> _TO BE DONE_: Without the images, write out the whole listing exactly.

> _DATASET EXCERPT_:

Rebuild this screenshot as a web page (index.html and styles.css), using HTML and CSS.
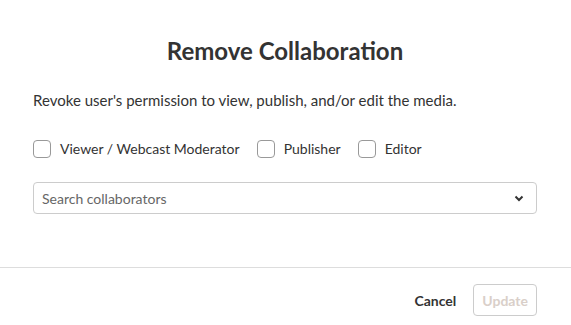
FILE: index.html
```html
<!DOCTYPE html>
<html lang="en">
<head>
    <meta charset="UTF-8">
    <meta name="viewport" content="width=device-width, initial-scale=1.0">
    <title>Remove Collaboration</title>
    <link rel="stylesheet" href="styles.css">
</head>
<body>
    <div class="modal">
        <div class="modal-body">
            <h1>Remove Collaboration</h1>
            <p class="desc">Revoke user's permission to view, publish, and/or edit the media.</p>
            <div class="roles">
                <label class="role"><span class="box"></span>Viewer / Webcast Moderator</label>
                <label class="role"><span class="box"></span>Publisher</label>
                <label class="role"><span class="box"></span>Editor</label>
            </div>
            <div class="select">
                <span class="placeholder">Search collaborators</span>
                <svg class="caret" width="10" height="7" viewBox="0 0 10 7">
                    <path d="M1.5 1.5 L5 5 L8.5 1.5" fill="none" stroke="#333" stroke-width="2"/>
                </svg>
            </div>
        </div>
        <div class="modal-footer">
            <button class="btn-cancel">Cancel</button>
            <button class="btn-update" disabled>Update</button>
        </div>
    </div>
</body>
</html>
```

FILE: styles.css
```css
body {
    margin: 0;
    font-family: 'Lato', 'Liberation Sans', sans-serif;
    background: #fff;
    color: #333;
}
.modal {
    width: 571px;
}
.modal-body {
    padding: 36px 34px 53px 33px;
}
h1 {
    margin: 0 0 24px;
    text-align: center;
    font-size: 24px;
    font-weight: 700;
    color: #333;
    line-height: 30px;
}
.desc {
    margin: 0 0 29px;
    font-size: 15px;
    line-height: 20px;
    color: #333;
}
.roles {
    display: flex;
    align-items: center;
    gap: 17px;
    margin-bottom: 23px;
}
.role {
    display: flex;
    align-items: center;
    font-size: 14px;
    line-height: 20px;
    color: #333;
}
.box {
    width: 16px;
    height: 16px;
    border: 1px solid #999;
    border-radius: 4px;
    margin-right: 9px;
}
.select {
    display: flex;
    align-items: center;
    justify-content: space-between;
    height: 30px;
    border: 1px solid #ccc;
    border-radius: 4px;
    padding: 0 12px 0 8px;
}
.placeholder {
    font-size: 14px;
    color: #666;
}
.modal-footer {
    border-top: 1px solid #ddd;
    display: flex;
    justify-content: flex-end;
    align-items: center;
    gap: 17px;
    padding: 16px 34px 9px 0;
}
button {
    font-family: 'Lato', 'Liberation Sans', sans-serif;
    font-size: 14px;
    font-weight: 700;
    background: none;
    cursor: pointer;
}
.btn-cancel {
    border: none;
    color: #333;
    padding: 0;
}
.btn-update {
    height: 32px;
    padding: 0 8px;
    border: 1px solid #ccc;
    border-radius: 4px;
    color: #d9cfc9;
    cursor: default;
}
```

> _FINAL RESULT_:
Rebuild this screenshot as a web page (index.html and styles.css), using HTML and CSS.
FILE: index.html
```html
<!DOCTYPE html>
<html lang="en">
<head>
    <meta charset="UTF-8">
    <meta name="viewport" content="width=device-width, initial-scale=1.0">
    <title>Remove Collaboration</title>
    <link rel="stylesheet" href="styles.css">
</head>
<body>
    <div class="modal">
        <div class="modal-body">
            <h1>Remove Collaboration</h1>
            <p class="desc">Revoke user's permission to view, publish, and/or edit the media.</p>
            <div class="roles">
                <label class="role"><span class="box"></span>Viewer / Webcast Moderator</label>
                <label class="role"><span class="box"></span>Publisher</label>
                <label class="role"><span class="box"></span>Editor</label>
            </div>
            <div class="select">
                <span class="placeholder">Search collaborators</span>
                <svg class="caret" width="10" height="7" viewBox="0 0 10 7">
                    <path d="M1.5 1.5 L5 5 L8.5 1.5" fill="none" stroke="#333" stroke-width="2"/>
                </svg>
            </div>
        </div>
        <div class="modal-footer">
            <button class="btn-cancel">Cancel</button>
            <button class="btn-update" disabled>Update</button>
        </div>
    </div>
</body>
</html>
```

FILE: styles.css
```css
body {
    margin: 0;
    font-family: 'Lato', 'Liberation Sans', sans-serif;
    background: #fff;
    color: #333;
}
.modal {
    width: 571px;
}
.modal-body {
    padding: 36px 34px 53px 33px;
}
h1 {
    margin: 0 0 24px;
    text-align: center;
    font-size: 24px;
    font-weight: 700;
    color: #333;
    line-height: 30px;
}
.desc {
    margin: 0 0 29px;
    font-size: 15px;
    line-height: 20px;
    color: #333;
}
.roles {
    display: flex;
    align-items: center;
    gap: 17px;
    margin-bottom: 23px;
}
.role {
    display: flex;
    align-items: center;
    font-size: 14px;
    line-height: 20px;
    color: #333;
}
.box {
    width: 16px;
    height: 16px;
    border: 1px solid #999;
    border-radius: 4px;
    margin-right: 9px;
}
.select {
    display: flex;
    align-items: center;
    justify-content: space-between;
    height: 30px;
    border: 1px solid #ccc;
    border-radius: 4px;
    padding: 0 12px 0 8px;
}
.placeholder {
    font-size: 14px;
    color: #666;
}
.modal-footer {
    border-top: 1px solid #ddd;
    display: flex;
    justify-content: flex-end;
    align-items: center;
    gap: 17px;
    padding: 16px 34px 9px 0;
}
button {
    font-family: 'Lato', 'Liberation Sans', sans-serif;
    font-size: 14px;
    font-weight: 700;
    background: none;
    cursor: pointer;
}
.btn-cancel {
    border: none;
    color: #333;
    padding: 0;
}
.btn-update {
    height: 32px;
    padding: 0 8px;
    border: 1px solid #ccc;
    border-radius: 4px;
    color: #d9cfc9;
    cursor: default;
}
```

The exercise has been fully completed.